“Hari ini kita mau pergi kemana?”
“Terserah.”
“Mau makan, belanja, atau jalan-jalan?”
“Terserah, aku ngikut aja.”
Kita mungkin sudah tidak asing mendengar percakapan semacam itu atau, jangan-jangan, kita juga sering melakukannya? Sekilas, menjawab pertanyaan dengan terserah terkesan sepele. Tapi, pernahkah kalian merasa penasaran mengapa teman, pacar, atau bahkan kakak dan adik kita sendiri sering melakukan hal ini?
Awalnya, saya tidak tertarik memikirkan hal ini sampai akhirnya salah satu dosen pengampu mata kuliah yang saya ambil bercerita tentang mahasiswa-mahasiswa yang ketika ditanyai olehnya hanya menjawab terserah. Beliau menjelaskan bahwa ketika para mahasiswa itu dihadapkan pada pilihan-pilihan dan harus memilih, mereka malah menjawab terserah.
Baca juga:
Di balik fenomena menjawab terserah ini, sangat mungkin ada penyebab yang tidak kita sadari sebelumnya. Yang awalnya sekadar ceplas-ceplos karena terbiasa menjawab seperti itu atau memang hanya jawaban formalitas saja yang harapannya bisa diterima oleh setiap orang sehingga pemberi jawaban lantas bisa bersikap masa bodoh atau tidak mau terikat apa pun. Yang jelas, ada banyak sekali faktor yang memengaruhi orang-orang untuk menggunakan kata terserah dalam kehidupan sehari-hari.

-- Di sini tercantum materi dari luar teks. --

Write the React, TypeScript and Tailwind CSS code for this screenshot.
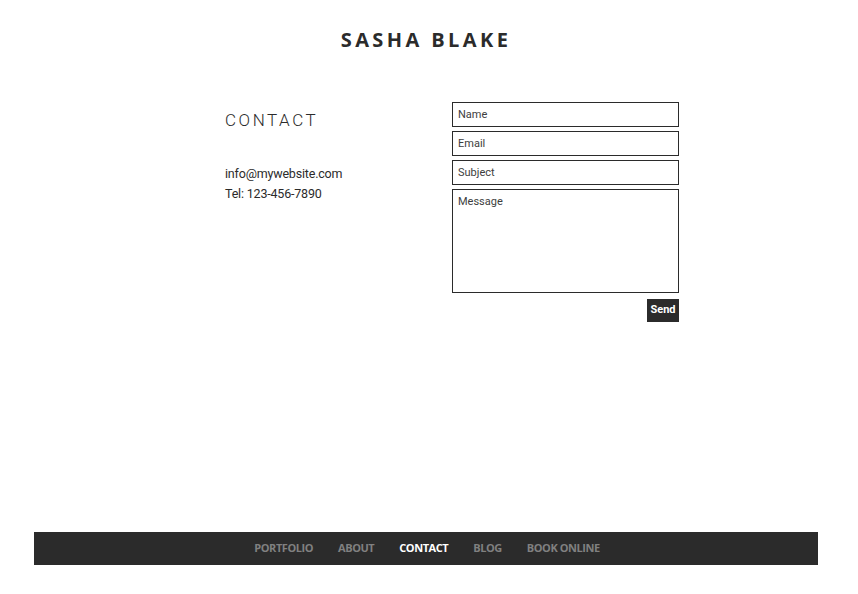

Saya menduga, salah satu faktor itu adalah pola asuh atau parenting yang kita dapatkan dan yang orangtua kita berikan dalam mendidik kita.
Pola Asuh
Semakin ke sini pola pikir masyarakat menjadi lebih terbuka terhadap bagaimana pola asuh yang suportif terhadap perkembangan anak dan yang tidak. Kemudian, tren terkini juga membuat orang lebih kritis terhadap dampak yang dihasilkan dari pola asuh orangtua terhadap proses perkembangan anak-anak nantinya.
Pola asuh berkaitan dengan pembentukan kepribadian. Tentu, akan beda hasilnya antara anak yang didik dengan pola asuh demokratis dan pola asuh otoriter.

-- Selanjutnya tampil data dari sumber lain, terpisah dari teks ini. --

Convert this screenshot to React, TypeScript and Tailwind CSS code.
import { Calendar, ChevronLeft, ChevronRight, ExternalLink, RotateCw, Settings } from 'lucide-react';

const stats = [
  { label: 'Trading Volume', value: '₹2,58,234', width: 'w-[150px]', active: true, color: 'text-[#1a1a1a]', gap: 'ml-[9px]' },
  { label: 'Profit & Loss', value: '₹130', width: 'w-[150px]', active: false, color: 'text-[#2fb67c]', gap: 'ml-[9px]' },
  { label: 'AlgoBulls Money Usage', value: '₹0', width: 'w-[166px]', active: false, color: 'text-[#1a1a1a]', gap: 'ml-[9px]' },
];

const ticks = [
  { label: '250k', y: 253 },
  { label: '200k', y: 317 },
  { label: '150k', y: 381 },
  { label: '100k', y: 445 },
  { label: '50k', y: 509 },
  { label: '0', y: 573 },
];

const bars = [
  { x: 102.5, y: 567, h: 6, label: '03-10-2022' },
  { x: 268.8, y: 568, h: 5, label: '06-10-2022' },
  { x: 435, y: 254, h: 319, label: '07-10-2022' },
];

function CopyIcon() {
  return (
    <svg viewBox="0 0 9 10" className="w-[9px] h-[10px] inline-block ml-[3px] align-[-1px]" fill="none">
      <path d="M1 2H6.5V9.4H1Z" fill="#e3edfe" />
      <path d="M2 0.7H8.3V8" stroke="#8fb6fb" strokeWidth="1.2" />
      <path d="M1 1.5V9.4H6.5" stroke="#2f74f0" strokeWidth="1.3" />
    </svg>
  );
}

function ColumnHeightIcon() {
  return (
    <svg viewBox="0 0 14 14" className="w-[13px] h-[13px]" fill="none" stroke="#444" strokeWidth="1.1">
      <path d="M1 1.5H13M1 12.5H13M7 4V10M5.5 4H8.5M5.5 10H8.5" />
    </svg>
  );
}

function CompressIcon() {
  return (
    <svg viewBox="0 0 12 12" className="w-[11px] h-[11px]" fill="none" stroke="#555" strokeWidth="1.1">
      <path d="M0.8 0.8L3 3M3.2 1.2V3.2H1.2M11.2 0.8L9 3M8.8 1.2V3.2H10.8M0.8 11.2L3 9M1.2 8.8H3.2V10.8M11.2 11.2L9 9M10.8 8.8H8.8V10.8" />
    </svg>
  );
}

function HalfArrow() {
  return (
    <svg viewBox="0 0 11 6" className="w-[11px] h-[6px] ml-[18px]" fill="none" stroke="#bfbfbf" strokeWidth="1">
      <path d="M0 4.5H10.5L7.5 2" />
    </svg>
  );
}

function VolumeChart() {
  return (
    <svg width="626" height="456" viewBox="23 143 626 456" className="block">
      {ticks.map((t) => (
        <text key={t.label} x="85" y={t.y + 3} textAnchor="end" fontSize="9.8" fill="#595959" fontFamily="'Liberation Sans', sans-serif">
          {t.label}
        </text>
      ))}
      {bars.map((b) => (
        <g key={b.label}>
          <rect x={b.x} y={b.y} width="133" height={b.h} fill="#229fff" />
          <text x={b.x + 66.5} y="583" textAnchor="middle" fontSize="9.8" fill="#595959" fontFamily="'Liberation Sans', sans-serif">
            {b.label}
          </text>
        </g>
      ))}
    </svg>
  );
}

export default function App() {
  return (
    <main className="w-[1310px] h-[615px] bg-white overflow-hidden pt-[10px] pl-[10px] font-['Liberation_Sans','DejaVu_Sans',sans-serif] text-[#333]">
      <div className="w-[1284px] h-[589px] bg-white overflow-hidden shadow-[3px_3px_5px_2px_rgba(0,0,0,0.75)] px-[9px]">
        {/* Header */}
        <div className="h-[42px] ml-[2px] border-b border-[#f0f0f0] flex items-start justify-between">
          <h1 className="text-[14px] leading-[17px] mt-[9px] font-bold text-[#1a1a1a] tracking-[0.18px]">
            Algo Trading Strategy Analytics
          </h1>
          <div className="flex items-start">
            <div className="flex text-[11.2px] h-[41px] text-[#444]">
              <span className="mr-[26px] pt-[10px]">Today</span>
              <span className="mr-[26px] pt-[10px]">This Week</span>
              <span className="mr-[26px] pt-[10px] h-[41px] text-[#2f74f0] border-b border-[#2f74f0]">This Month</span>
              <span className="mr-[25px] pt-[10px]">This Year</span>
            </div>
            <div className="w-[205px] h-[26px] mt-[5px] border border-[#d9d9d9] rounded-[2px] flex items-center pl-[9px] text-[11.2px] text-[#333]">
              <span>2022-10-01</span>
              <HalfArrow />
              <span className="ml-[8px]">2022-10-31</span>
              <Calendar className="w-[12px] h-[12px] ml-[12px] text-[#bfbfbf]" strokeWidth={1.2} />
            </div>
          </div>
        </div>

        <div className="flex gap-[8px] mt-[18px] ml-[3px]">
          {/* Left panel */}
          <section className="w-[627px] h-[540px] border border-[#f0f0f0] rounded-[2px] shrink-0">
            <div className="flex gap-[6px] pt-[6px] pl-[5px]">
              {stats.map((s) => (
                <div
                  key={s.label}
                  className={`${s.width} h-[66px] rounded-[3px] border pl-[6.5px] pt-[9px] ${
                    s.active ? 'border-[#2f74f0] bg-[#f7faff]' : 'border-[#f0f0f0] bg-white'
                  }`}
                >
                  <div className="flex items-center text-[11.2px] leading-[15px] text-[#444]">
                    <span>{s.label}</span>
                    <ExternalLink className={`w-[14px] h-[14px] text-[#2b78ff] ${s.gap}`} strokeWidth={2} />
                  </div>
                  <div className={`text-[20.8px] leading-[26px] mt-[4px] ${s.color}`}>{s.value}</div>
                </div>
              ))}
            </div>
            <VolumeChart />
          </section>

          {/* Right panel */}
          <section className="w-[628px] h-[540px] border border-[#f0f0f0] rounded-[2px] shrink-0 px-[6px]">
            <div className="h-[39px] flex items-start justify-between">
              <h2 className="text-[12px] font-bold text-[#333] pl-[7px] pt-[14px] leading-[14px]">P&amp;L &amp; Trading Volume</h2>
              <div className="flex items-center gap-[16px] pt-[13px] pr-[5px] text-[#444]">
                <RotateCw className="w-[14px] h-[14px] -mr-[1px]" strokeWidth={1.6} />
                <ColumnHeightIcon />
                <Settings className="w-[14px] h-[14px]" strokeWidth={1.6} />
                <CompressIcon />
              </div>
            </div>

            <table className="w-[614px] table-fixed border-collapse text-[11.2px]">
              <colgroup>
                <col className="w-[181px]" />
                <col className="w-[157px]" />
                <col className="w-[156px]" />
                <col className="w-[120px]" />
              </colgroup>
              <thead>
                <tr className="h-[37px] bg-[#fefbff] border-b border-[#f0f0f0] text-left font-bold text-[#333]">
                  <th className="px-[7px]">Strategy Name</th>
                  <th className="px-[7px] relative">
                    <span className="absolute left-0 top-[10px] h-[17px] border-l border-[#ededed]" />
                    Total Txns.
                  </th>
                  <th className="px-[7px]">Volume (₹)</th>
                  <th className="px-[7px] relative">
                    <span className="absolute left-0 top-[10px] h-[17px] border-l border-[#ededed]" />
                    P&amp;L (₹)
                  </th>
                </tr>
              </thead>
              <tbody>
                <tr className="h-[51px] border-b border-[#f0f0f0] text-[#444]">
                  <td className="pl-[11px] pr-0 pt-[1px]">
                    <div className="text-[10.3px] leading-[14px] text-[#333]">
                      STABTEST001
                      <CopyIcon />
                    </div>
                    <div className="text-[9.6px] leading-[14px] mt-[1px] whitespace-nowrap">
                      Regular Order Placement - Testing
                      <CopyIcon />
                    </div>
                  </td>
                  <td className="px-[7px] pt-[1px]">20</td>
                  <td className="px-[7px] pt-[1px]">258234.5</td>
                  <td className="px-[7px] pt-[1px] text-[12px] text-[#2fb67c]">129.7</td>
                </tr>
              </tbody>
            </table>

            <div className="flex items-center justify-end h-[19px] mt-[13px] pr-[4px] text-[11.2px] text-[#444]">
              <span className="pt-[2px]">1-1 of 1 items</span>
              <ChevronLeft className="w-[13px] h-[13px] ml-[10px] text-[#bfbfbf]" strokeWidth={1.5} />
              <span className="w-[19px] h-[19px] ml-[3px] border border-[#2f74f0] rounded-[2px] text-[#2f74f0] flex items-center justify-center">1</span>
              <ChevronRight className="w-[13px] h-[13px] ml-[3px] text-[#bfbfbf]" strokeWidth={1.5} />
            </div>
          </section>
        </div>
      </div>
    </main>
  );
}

Pola asuh demokratis adalah pola asuh yang memberi ruang dan kesempatan kepada anak untuk mengembangkan dirinya sehingga tidak perlu selalu bergantung pada peran orangtua. Pola asuh ini menaruh percaya pada anak bahwa ia dapat memilih jalan terbaik dalam proses pengembangan diri. Anak menjadi terlatih untuk bertanggungjawab atas dirinya sendiri. Pada saat yang sama, pola asuh ini membuat orangtua senantiasa berusaha untuk mendengarkan pendapat anak-anaknya dan saling berbagi pandangan tentang masa depan si anak.

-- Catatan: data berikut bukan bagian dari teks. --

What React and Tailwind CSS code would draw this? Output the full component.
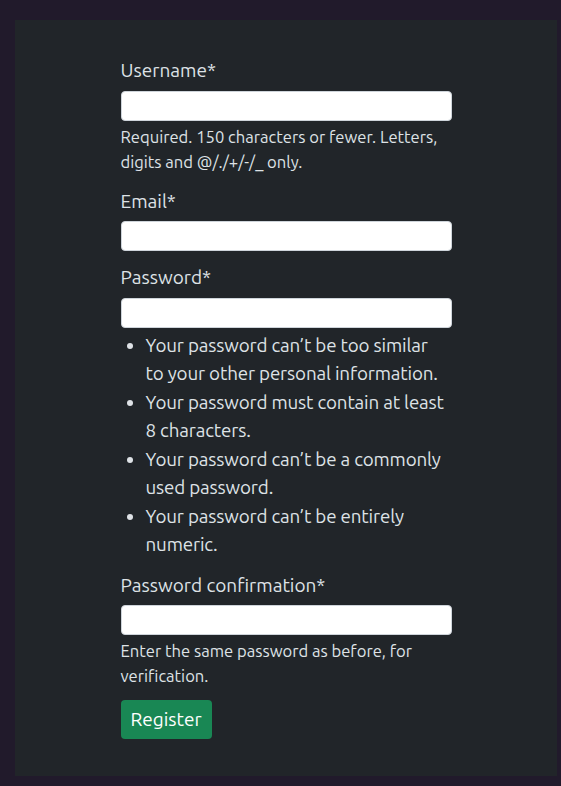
import React from 'react';

const font = { fontFamily: 'Ubuntu, Lato, "Noto Sans", sans-serif' };

function Field({ label, help, children }) {
  return (
    <div className="mb-[10px]">
      <label className="block text-[19px] leading-[28.5px] text-[#dee2e6] pt-[2px] mb-[6px]">{label}</label>
      <input
        type="text"
        className="block w-full h-[30px] rounded-[4px] border border-[#ced4da] bg-white px-3 text-black outline-none"
      />
      {help && <div className="mt-1 text-[16.6px] leading-[25px] text-[#dee2e6]">{help}</div>}
      {children}
    </div>
  );
}

export default function App() {
  return (
    <div className="min-h-screen bg-[#211a2b] pt-5 pl-[15px] pr-1 pb-[10px]" style={font}>
      <div className="bg-[#212529] h-[756px] pt-[34px]">
        <form className="w-[331px] mx-auto">
          <Field label="Username*" help="Required. 150 characters or fewer. Letters, digits and @/./+/-/_ only." />
          <Field label="Email*" />
          <Field label="Password*">
            <ul className="mt-[3px] pl-[25px] pr-[5px] list-disc text-[18.8px] tracking-[-0.15px] leading-[28.5px] text-[#dee2e6]">
              <li>Your password can’t be too similar to your other personal information.</li>
              <li>Your password must contain at least 8 characters.</li>
              <li>Your password can’t be a commonly used password.</li>
              <li>Your password can’t be entirely numeric.</li>
            </ul>
          </Field>
          <Field label="Password confirmation*" help="Enter the same password as before, for verification." />
          <button
            type="submit"
            className="mt-[1px] h-[39px] px-[10px] rounded-[4px] bg-[#198754] text-white text-[19px] leading-[28.5px]"
          >
            Register
          </button>
        </form>
      </div>
    </div>
  );
}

Pola asuh demokratis tidak menonjolkan sisi pengambilan keputusan sepihak oleh orangtua. Anak juga tidak bisa semena-mena memilih apa yang dianggapnya baik. Keduanya mesti berkolaborasi dengan mempertimbangkan kepentingan anak untuk tujuan yang baik baginya.
Sementara itu, pada pola asuh otoriter, orangtua cenderung mengambil segala keputusan secara sepihak tanpa adanya diskusi dengan anak. Anak pun harus patuh terhadap keputusan tersebut. Pola asuh otoriter ini memberi orangtua kontrol yang kuat terhadap anak. Anak tidak memiliki kebebasan memilih dan berpendapat. Pola asuh ini cenderung diskriminatif dalam menyikapi pengambilan keputusan yang melibatkan orangtua dan anak. Selanjutnya, anak mencontoh pola asuh yang sama seperti yang ia dapatkan sehingga pola asuh otoriter ini berlangsung turun-temurun.
Pola asuh otoriter membuat kemampuan anak dalam hal mengambil sikap atau keputusan tidak berkembang secara maksimal. Anak yang selalu diarahkan dan menelan mentah-mentah apa yang sudah disiapkan oleh orangtua sebelum bertanya apa yang menjadi kebutuhan utama akan kehilangan kemandirian dalam memiliki keinginan dan memilih. Tidak menutup kemungkinan, pada jangka panjang, si anak akan menjadi malas untuk memilih karena pendapat dan keinginannya selalu tidak didengarkan dan dihargai.
Baca juga:
Saya kembali teringat perkataan dosen saya dalam sebuah sesi perkuliahan studi kasus kelompok. Beliau mengatakan bahwa manusia itu tidak ingin dipaksa ataupun ditekan karena hal ini dapat melukai harga dirinya. Nah, apakah Anda memiliki pandangan yang sama terkait hal ini?